Climbed it solo in 1 day from la Visaille (1700m) in Italy, via the Gonella route, summit (4810m) to Chamonix in France. #nonstopsolo
Date approximate. In 1973 I finished my PhD in chemistry at UC Berkeley and went to Germany to post doc at the Max Planck Institut fur Stromungsforschung. In the summer of 1974 my climbing partner, Louis Reichardt, flew from his postdoc at Harvard to join me, and we spend three weeks climbing in the Chamonix Alps. We first attempted the route from Cormayeur, Italy, after driving through the Mont Blanc tunnel, but abandoned that long approach in favor of taking the teleferique from Chamonix up to the glacier north of the summit. We climbed to a hut on the ridge where we rested before starting the climb before sunrise the next day. We descended to the glacier East of the summit to do the route. After crossing the summit we descended to the Grands Mulets hut, on the Bossons Glacier, post holing to our hips in the warm afternoon sun. At the hut we treated ourselves to worst wine I have ever tasted (plastic bottled). Later Lou, the strongest climber I have ever climbed with, became the first American to climb K2 with Jim Wickwire (without oxygen).
Relatively easy climb after night in Gouter. Perfect weather conditions.
Solo climb via Gouter Route after spending a night at Gouter hut. Perfect conditions, nice weather, great views!
Great weather via the Italian route (Rif. Gonella). We made it from the hut to the summit in 6.5 hours thanks to Gunnar pushing the pace and not wasting time on things like food or rest breaks. Exhausting but good.
Climbed Mont Blanc as part of a three summits tour.

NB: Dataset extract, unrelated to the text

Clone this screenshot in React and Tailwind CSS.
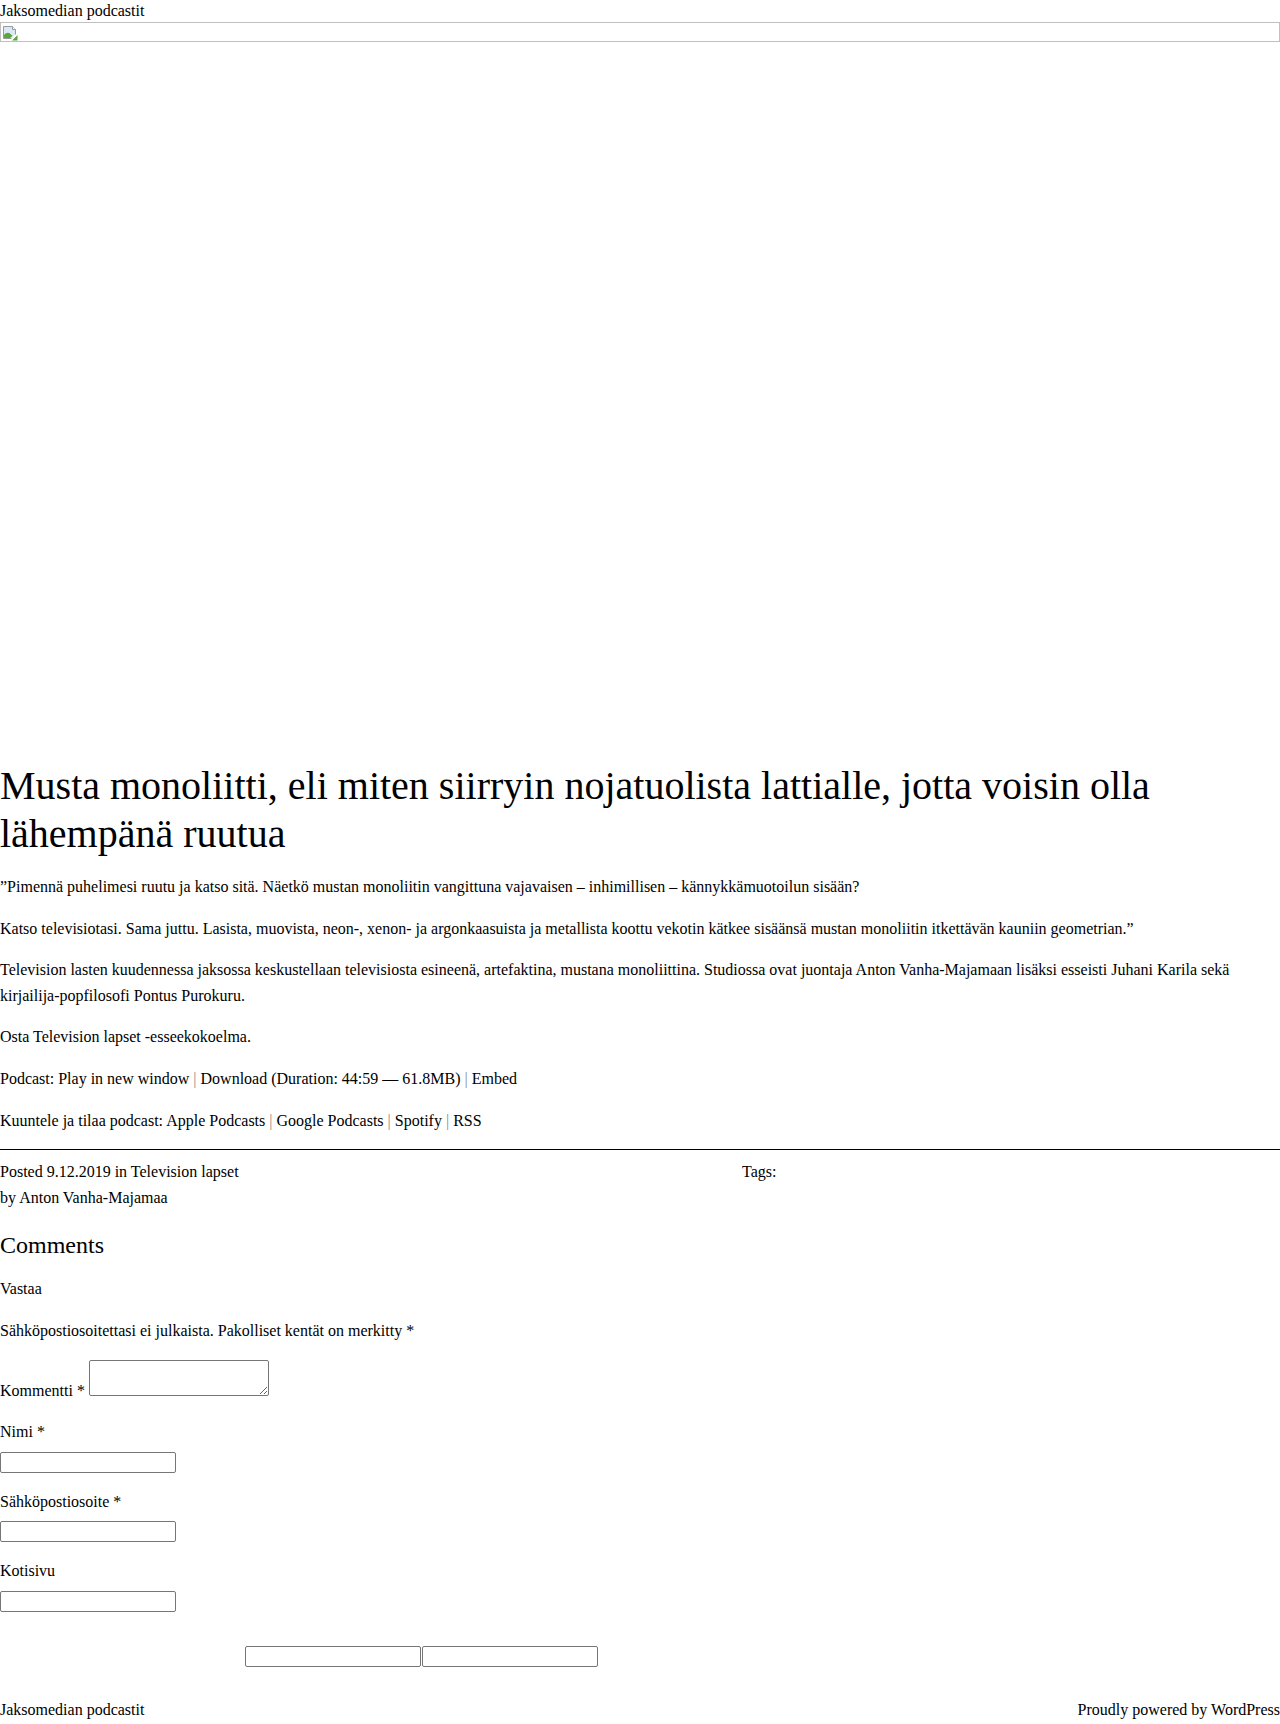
import React from 'react';

const Sep = () => <span className="text-[#8a8a8a]"> | </span>;

const BrokenImageIcon = () => (
  <svg width="16" height="16" viewBox="0 0 16 16" className="block">
    <path d="M1.5 1.5h9l3 3v6l-3 3h-9z" fill="#dbe9f7" stroke="#9a9a9a" />
    <path d="M10.5 1.5v3h3" fill="#ffffff" stroke="#9a9a9a" />
    <path d="M2 13V10c2-2.5 4-3 6-1.5l2.5 2.5L8 13z" fill="#5aa63a" />
    <path d="M10 15.5l5.5-5.5v5.5z" fill="#5aa63a" />
    <path d="M9 15l6-6" stroke="#ffffff" strokeWidth="1.5" />
  </svg>
);

const Field = ({ label, required }) => (
  <p className="mb-4">
    <label className="block">
      {label}
      {required && ' *'}
    </label>
    <input
      type="text"
      className="block mt-[7px] w-[176px] h-[21px] border border-[#767676] rounded-[2px] bg-white"
    />
  </p>
);

export default function App() {
  return (
    <div className="font-['Liberation_Serif','Times_New_Roman',serif] text-[16px] leading-[1.6] text-black bg-white">
      {/* Site header */}
      <div className="leading-[22px]">
        <a href="#">Jaksomedian podcastit</a>
      </div>

      {/* Featured image (broken) */}
      <div className="h-[720px]">
        <div className="h-[20px] border border-[#c0c0c0] pl-[1px] pt-[2px]">
          <BrokenImageIcon />
        </div>
      </div>

      <article>
        <h1 className="mt-[20px] mb-4 text-[40px] leading-[48px] font-normal">
          Musta monoliitti, eli miten siirryin nojatuolista lattialle, jotta voisin olla lähempänä ruutua
        </h1>

        <p className="my-4">
          ”Pimennä puhelimesi ruutu ja katso sitä. Näetkö mustan monoliitin vangittuna vajavaisen – inhimillisen – kännykkämuotoilun sisään?
        </p>
        <p className="my-4">
          Katso televisiotasi. Sama juttu. Lasista, muovista, neon-, xenon- ja argonkaasuista ja metallista koottu vekotin kätkee sisäänsä mustan monoliitin itkettävän kauniin geometrian.”
        </p>
        <p className="my-4">
          Television lasten kuudennessa jaksossa keskustellaan televisiosta esineenä, artefaktina, mustana monoliittina. Studiossa ovat juontaja Anton Vanha-Majamaan lisäksi esseisti Juhani Karila sekä kirjailija-popfilosofi Pontus Purokuru.
        </p>
        <p className="my-4">
          <a href="#">Osta Television lapset -esseekokoelma.</a>
        </p>
        <p className="my-4">
          Podcast: <a href="#">Play in new window</a>
          <Sep />
          <a href="#">Download</a> (Duration: 44:59 — 61.8MB)
          <Sep />
          <a href="#">Embed</a>
        </p>
        <p className="mt-4">
          Kuuntele ja tilaa podcast: <a href="#">Apple Podcasts</a>
          <Sep />
          <a href="#">Google Podcasts</a>
          <Sep />
          <a href="#">Spotify</a>
          <Sep />
          <a href="#">RSS</a>
        </p>

        <hr className="mt-4 border-t border-black" />

        <div className="mt-[9px] grid grid-cols-[742px_1fr]">
          <div>
            <div>
              Posted <a href="#">9.12.2019</a> in <a href="#">Television lapset</a>
            </div>
            <div>
              by <a href="#">Anton Vanha-Majamaa</a>
            </div>
          </div>
          <div>Tags:</div>
        </div>
      </article>

      {/* Comments */}
      <section>
        <h2 className="mt-4 mb-[12px] text-[24px] leading-[38px] font-normal">Comments</h2>
        <p className="my-3">Vastaa</p>
        <p className="my-4">Sähköpostiosoitettasi ei julkaista. Pakolliset kentät on merkitty *</p>
        <p className="my-4">
          <label>Kommentti *</label>{' '}
          <textarea className="w-[180px] h-[36px] border border-[#767676] rounded-[2px] bg-white resize align-baseline" />
        </p>
        <Field label="Nimi" required />
        <Field label="Sähköpostiosoite" required />
        <Field label="Kotisivu" />
        <div className="mt-[34px] flex gap-px pl-[245px]">
          <input type="submit" value="" className="w-[176px] h-[21px] border border-[#767676] rounded-[2px] bg-white" />
          <input type="submit" value="" className="w-[176px] h-[21px] border border-[#767676] rounded-[2px] bg-white" />
        </div>
      </section>

      <footer className="mt-[30px] flex justify-between">
        <a href="#">Jaksomedian podcastit</a>
        <a href="#">Proudly powered by WordPress</a>
      </footer>
    </div>
  );
}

Summit reached 4 times. my first climb was the july 15 2005
Stayed at Gouter hut. Waited at the Vaillot for about half an hour to time our arrival on the summit at sunrise. Train station to train station in just over 24 hours.
Top of the Alps
From refugio de Tête Rousse with friends from Moscow and LA. Excellent weather conditions
very similar with rainier but a bit easier and higher
Took the tramway up to Mont Lachat-- Nid d'Aigle station was closed for line maintenance to end on 8 August 2015. From there we hiked up to Tete Rousse. Along the way people were saying that the ascent to the Gouter hut would not be possible. We heard a lot of helicopters overhead, and some people informed us that the people descending the mountain were being flown down the couloir because the conditions were so bad. We were told that the police had closed the route and the Gouter hut that we planned to stay at would be closed. So we stayed at the Tete Rousse hut and descended the next day. 4.5 km to the hut one way, and 1100 m gain.
Climbed via the Italian Normal Route. Summit at 2:42 am in the silver moonlight. :)
Summited Mont Blanc at the end of september, not much climbers on the
mountain anymore. Weather was great, nice climb!
I was waiting the whole week in Chamonix for the winds to calm down (not a bad place to wait:). Summited via Gouter route since the weather was not that great. We summited in the evening and had the top just to ourselves. Descent in a blizzard...
Bad weather. Just me and my friend that day started the climb.
In 2007, 2013 and 2014
3 times on the normal route (Via Gouter) and twice by the Three Mountains Route (Mont Blanc du Tacul - Mont Maudit - Mont Blanc.
4 times solo, once with a friend
Huge day. With skis.
We had bad weather and not much time...
climbed straight from the refugge, long day that ended with nice weather on the peak.
Via Tête Rousse hut the night before and after. Early start up the rocks and beautiful weather all day, although the ridge was rather crowded. Clear and little wind, quite warm but a long day back to the hut nonetheless.